DATASET EXTRACT:
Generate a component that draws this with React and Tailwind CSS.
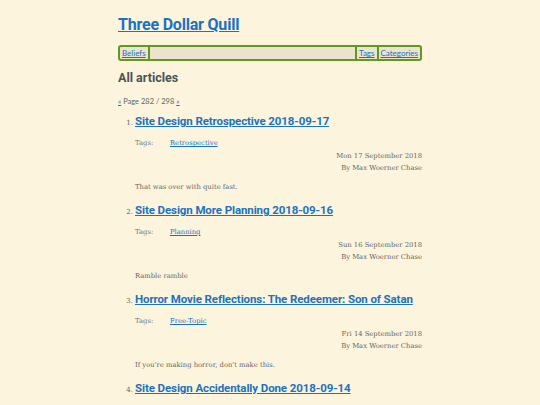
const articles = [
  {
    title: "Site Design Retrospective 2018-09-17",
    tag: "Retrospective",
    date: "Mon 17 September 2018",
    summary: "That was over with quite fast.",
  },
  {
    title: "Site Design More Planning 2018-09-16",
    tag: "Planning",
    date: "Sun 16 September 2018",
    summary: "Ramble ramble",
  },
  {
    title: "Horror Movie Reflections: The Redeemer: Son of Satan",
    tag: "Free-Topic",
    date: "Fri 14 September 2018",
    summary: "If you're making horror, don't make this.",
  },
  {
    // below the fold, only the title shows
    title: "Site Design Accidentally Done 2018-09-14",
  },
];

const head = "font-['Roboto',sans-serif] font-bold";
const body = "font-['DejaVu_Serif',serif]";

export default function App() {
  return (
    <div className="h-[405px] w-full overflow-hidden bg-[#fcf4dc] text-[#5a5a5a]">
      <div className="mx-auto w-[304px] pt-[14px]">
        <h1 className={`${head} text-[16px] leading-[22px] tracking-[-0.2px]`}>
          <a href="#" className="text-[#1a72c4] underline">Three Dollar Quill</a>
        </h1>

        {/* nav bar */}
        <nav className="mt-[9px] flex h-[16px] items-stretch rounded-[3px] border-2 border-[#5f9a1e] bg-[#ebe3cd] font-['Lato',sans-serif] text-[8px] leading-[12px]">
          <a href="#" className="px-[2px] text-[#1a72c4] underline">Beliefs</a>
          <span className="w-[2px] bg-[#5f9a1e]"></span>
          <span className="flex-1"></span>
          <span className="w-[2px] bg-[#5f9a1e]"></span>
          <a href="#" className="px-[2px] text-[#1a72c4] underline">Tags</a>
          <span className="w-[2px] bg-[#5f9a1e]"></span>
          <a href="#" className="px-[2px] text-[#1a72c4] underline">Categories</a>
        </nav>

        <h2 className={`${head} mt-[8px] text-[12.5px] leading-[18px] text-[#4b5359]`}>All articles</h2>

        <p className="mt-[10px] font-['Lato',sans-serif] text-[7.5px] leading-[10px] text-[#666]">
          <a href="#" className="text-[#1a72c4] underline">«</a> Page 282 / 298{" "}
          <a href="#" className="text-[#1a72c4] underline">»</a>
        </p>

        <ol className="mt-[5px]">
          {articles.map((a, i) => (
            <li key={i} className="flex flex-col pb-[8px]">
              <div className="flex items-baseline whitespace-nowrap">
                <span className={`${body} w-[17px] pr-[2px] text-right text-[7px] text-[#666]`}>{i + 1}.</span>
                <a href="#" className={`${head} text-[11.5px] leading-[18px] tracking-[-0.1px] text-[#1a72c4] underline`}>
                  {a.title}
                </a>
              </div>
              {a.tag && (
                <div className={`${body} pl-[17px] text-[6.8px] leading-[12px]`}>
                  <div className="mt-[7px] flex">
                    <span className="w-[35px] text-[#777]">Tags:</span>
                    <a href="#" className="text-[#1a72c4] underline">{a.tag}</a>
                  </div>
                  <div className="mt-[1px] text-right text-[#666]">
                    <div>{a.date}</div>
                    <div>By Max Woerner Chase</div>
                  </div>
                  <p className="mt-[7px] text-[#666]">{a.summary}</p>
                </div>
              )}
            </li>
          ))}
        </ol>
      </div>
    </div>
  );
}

EXERCISE GOAL: Restate the listing above word for word, and skip the pictures.

TASK RESPONSE:
Generate a component that draws this with React and Tailwind CSS.
const articles = [
  {
    title: "Site Design Retrospective 2018-09-17",
    tag: "Retrospective",
    date: "Mon 17 September 2018",
    summary: "That was over with quite fast.",
  },
  {
    title: "Site Design More Planning 2018-09-16",
    tag: "Planning",
    date: "Sun 16 September 2018",
    summary: "Ramble ramble",
  },
  {
    title: "Horror Movie Reflections: The Redeemer: Son of Satan",
    tag: "Free-Topic",
    date: "Fri 14 September 2018",
    summary: "If you're making horror, don't make this.",
  },
  {
    // below the fold, only the title shows
    title: "Site Design Accidentally Done 2018-09-14",
  },
];

const head = "font-['Roboto',sans-serif] font-bold";
const body = "font-['DejaVu_Serif',serif]";

export default function App() {
  return (
    <div className="h-[405px] w-full overflow-hidden bg-[#fcf4dc] text-[#5a5a5a]">
      <div className="mx-auto w-[304px] pt-[14px]">
        <h1 className={`${head} text-[16px] leading-[22px] tracking-[-0.2px]`}>
          <a href="#" className="text-[#1a72c4] underline">Three Dollar Quill</a>
        </h1>

        {/* nav bar */}
        <nav className="mt-[9px] flex h-[16px] items-stretch rounded-[3px] border-2 border-[#5f9a1e] bg-[#ebe3cd] font-['Lato',sans-serif] text-[8px] leading-[12px]">
          <a href="#" className="px-[2px] text-[#1a72c4] underline">Beliefs</a>
          <span className="w-[2px] bg-[#5f9a1e]"></span>
          <span className="flex-1"></span>
          <span className="w-[2px] bg-[#5f9a1e]"></span>
          <a href="#" className="px-[2px] text-[#1a72c4] underline">Tags</a>
          <span className="w-[2px] bg-[#5f9a1e]"></span>
          <a href="#" className="px-[2px] text-[#1a72c4] underline">Categories</a>
        </nav>

        <h2 className={`${head} mt-[8px] text-[12.5px] leading-[18px] text-[#4b5359]`}>All articles</h2>

        <p className="mt-[10px] font-['Lato',sans-serif] text-[7.5px] leading-[10px] text-[#666]">
          <a href="#" className="text-[#1a72c4] underline">«</a> Page 282 / 298{" "}
          <a href="#" className="text-[#1a72c4] underline">»</a>
        </p>

        <ol className="mt-[5px]">
          {articles.map((a, i) => (
            <li key={i} className="flex flex-col pb-[8px]">
              <div className="flex items-baseline whitespace-nowrap">
                <span className={`${body} w-[17px] pr-[2px] text-right text-[7px] text-[#666]`}>{i + 1}.</span>
                <a href="#" className={`${head} text-[11.5px] leading-[18px] tracking-[-0.1px] text-[#1a72c4] underline`}>
                  {a.title}
                </a>
              </div>
              {a.tag && (
                <div className={`${body} pl-[17px] text-[6.8px] leading-[12px]`}>
                  <div className="mt-[7px] flex">
                    <span className="w-[35px] text-[#777]">Tags:</span>
                    <a href="#" className="text-[#1a72c4] underline">{a.tag}</a>
                  </div>
                  <div className="mt-[1px] text-right text-[#666]">
                    <div>{a.date}</div>
                    <div>By Max Woerner Chase</div>
                  </div>
                  <p className="mt-[7px] text-[#666]">{a.summary}</p>
                </div>
              )}
            </li>
          ))}
        </ol>
      </div>
    </div>
  );
}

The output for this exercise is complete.